Records with interface code
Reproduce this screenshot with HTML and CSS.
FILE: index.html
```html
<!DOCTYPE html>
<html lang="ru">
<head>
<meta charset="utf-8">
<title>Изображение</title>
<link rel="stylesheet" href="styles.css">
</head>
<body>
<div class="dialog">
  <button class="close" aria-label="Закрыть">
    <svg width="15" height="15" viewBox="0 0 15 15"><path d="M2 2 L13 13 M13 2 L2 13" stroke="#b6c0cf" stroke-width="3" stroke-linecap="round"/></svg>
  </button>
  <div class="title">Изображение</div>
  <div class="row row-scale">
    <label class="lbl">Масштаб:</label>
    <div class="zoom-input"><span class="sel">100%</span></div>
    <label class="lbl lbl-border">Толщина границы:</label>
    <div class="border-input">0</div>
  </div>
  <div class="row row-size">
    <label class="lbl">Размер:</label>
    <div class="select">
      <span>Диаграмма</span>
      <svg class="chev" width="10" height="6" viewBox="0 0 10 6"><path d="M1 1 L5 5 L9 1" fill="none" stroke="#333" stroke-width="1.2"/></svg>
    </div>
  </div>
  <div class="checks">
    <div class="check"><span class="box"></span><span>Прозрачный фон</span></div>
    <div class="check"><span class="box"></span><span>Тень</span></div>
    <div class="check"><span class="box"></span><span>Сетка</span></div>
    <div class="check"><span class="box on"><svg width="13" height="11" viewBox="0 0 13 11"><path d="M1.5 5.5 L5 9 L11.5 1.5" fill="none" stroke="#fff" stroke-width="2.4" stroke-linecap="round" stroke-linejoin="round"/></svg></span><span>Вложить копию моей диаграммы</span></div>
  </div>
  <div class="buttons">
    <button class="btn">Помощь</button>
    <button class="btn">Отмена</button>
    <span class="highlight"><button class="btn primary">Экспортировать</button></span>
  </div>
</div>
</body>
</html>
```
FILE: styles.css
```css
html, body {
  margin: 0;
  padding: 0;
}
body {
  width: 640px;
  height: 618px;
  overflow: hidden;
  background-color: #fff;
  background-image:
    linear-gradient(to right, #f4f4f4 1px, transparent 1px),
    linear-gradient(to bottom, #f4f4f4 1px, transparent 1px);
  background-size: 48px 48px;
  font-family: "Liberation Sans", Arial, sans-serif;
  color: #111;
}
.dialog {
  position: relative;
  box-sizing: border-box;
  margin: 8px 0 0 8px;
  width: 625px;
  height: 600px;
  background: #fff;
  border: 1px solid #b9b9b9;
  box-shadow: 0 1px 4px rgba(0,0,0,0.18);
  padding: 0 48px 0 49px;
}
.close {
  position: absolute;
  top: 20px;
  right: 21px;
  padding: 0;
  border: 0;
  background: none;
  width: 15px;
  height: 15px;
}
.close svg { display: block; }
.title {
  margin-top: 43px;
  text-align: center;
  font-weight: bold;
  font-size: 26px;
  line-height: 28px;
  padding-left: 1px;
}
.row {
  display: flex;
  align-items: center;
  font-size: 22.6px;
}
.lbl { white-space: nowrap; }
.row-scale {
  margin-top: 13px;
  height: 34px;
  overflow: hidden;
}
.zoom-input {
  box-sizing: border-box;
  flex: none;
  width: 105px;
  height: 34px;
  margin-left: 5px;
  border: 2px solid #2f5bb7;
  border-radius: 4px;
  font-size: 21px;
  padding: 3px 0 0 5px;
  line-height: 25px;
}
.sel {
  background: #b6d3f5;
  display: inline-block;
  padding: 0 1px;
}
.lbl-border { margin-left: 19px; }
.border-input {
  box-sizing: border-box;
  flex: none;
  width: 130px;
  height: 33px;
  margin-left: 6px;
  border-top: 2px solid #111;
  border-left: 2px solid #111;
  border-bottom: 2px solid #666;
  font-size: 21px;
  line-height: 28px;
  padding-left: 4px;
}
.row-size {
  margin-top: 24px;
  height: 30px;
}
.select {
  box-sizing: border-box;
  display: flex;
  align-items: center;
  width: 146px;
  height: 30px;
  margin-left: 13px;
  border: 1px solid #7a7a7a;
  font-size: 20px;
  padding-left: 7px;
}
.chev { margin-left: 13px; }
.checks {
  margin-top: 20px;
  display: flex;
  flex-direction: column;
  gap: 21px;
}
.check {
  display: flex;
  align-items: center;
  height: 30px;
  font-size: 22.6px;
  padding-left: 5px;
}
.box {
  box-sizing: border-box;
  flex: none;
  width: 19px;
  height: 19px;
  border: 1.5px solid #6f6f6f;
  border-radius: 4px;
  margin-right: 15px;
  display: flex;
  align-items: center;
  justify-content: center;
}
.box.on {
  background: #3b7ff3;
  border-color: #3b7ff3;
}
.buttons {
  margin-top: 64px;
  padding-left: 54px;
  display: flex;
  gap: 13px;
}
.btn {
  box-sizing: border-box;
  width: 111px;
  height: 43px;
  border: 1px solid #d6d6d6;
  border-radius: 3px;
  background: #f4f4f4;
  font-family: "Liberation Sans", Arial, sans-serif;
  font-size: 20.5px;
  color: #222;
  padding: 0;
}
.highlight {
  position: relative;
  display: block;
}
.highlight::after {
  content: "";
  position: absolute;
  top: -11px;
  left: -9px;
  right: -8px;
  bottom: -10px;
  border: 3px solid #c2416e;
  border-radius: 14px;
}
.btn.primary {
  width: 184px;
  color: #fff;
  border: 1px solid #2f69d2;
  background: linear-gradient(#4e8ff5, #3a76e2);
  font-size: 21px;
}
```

---

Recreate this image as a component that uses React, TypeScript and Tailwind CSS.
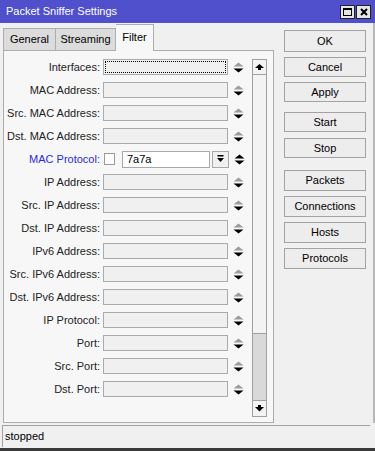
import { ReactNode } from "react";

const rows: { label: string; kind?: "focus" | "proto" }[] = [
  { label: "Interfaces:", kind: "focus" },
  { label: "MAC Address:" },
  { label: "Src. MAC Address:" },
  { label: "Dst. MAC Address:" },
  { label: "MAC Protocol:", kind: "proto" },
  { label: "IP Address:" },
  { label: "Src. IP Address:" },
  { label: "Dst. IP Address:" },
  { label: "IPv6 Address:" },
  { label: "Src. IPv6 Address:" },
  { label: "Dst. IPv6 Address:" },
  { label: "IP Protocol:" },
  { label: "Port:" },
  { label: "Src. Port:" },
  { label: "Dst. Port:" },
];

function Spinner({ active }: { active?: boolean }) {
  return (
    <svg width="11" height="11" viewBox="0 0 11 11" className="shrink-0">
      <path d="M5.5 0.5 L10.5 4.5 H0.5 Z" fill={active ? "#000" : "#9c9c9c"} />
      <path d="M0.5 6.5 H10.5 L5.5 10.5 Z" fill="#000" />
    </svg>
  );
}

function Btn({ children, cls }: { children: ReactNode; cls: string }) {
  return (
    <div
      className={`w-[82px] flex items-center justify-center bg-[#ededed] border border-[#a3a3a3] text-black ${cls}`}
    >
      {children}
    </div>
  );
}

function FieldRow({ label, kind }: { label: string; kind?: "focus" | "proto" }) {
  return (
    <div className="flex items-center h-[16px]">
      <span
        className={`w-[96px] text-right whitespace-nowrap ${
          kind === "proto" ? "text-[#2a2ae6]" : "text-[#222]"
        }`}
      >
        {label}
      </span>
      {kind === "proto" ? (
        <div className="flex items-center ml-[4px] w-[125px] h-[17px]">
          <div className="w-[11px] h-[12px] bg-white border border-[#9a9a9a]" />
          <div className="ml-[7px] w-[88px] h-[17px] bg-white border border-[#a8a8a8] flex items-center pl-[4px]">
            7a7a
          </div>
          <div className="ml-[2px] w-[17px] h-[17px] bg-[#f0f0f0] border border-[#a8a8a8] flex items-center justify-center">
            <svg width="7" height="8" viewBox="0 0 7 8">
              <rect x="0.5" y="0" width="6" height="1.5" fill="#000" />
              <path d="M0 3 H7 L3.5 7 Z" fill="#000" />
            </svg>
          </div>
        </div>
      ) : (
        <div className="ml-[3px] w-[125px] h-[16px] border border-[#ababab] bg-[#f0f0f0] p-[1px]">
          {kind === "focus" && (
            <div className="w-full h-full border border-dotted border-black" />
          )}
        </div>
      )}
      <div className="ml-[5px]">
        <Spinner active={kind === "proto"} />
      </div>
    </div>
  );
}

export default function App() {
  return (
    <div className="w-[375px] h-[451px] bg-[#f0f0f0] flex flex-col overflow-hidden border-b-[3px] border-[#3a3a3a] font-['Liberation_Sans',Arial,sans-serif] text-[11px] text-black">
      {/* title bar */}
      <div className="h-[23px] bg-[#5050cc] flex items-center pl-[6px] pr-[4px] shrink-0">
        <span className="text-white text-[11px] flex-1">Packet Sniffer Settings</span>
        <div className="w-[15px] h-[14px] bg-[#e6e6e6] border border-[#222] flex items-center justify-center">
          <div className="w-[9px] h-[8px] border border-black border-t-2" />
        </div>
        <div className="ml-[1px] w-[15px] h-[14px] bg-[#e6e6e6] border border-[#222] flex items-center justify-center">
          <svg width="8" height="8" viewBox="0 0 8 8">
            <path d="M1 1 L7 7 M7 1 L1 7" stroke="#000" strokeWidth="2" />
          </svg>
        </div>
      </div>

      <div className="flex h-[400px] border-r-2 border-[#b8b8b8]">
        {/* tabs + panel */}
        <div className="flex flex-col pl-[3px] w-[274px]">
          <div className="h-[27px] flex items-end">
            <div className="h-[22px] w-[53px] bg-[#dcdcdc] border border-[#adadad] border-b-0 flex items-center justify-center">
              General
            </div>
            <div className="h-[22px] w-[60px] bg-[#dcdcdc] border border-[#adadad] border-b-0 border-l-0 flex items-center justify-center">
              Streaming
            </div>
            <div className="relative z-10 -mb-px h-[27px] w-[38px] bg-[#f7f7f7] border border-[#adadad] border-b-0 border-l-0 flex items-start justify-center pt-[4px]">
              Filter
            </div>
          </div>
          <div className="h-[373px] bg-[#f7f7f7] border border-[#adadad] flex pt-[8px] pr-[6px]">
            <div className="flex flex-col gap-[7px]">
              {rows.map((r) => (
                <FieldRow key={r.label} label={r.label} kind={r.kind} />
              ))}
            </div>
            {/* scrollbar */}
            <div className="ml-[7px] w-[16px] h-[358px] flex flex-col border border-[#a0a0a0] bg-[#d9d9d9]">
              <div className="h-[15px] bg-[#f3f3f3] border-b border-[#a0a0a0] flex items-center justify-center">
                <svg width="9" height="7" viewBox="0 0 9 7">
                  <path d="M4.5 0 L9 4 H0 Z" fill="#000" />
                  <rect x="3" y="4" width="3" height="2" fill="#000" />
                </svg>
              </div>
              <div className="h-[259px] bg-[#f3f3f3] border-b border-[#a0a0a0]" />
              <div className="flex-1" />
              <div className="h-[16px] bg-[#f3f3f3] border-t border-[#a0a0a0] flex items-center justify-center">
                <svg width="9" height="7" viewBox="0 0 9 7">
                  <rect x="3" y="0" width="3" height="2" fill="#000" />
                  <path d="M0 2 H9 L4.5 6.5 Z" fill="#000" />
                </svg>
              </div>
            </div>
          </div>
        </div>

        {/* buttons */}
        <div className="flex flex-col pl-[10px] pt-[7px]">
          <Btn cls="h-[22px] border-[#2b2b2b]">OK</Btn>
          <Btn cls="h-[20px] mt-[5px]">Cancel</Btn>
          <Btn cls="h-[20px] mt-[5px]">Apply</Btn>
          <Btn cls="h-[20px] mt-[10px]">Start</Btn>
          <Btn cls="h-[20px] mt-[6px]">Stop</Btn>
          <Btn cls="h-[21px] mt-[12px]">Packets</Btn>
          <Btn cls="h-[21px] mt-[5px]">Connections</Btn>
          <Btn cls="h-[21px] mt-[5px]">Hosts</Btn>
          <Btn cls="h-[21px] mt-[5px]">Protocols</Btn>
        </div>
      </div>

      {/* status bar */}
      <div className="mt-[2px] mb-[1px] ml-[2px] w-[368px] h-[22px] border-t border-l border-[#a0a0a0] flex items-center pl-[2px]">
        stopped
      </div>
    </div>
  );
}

WHAT YOU NEED TO DO
Using the listing above, list every line in which the string "this" occurs.

RESULT
Reproduce this screenshot with HTML and CSS.
Recreate this image as a component that uses React, TypeScript and Tailwind CSS.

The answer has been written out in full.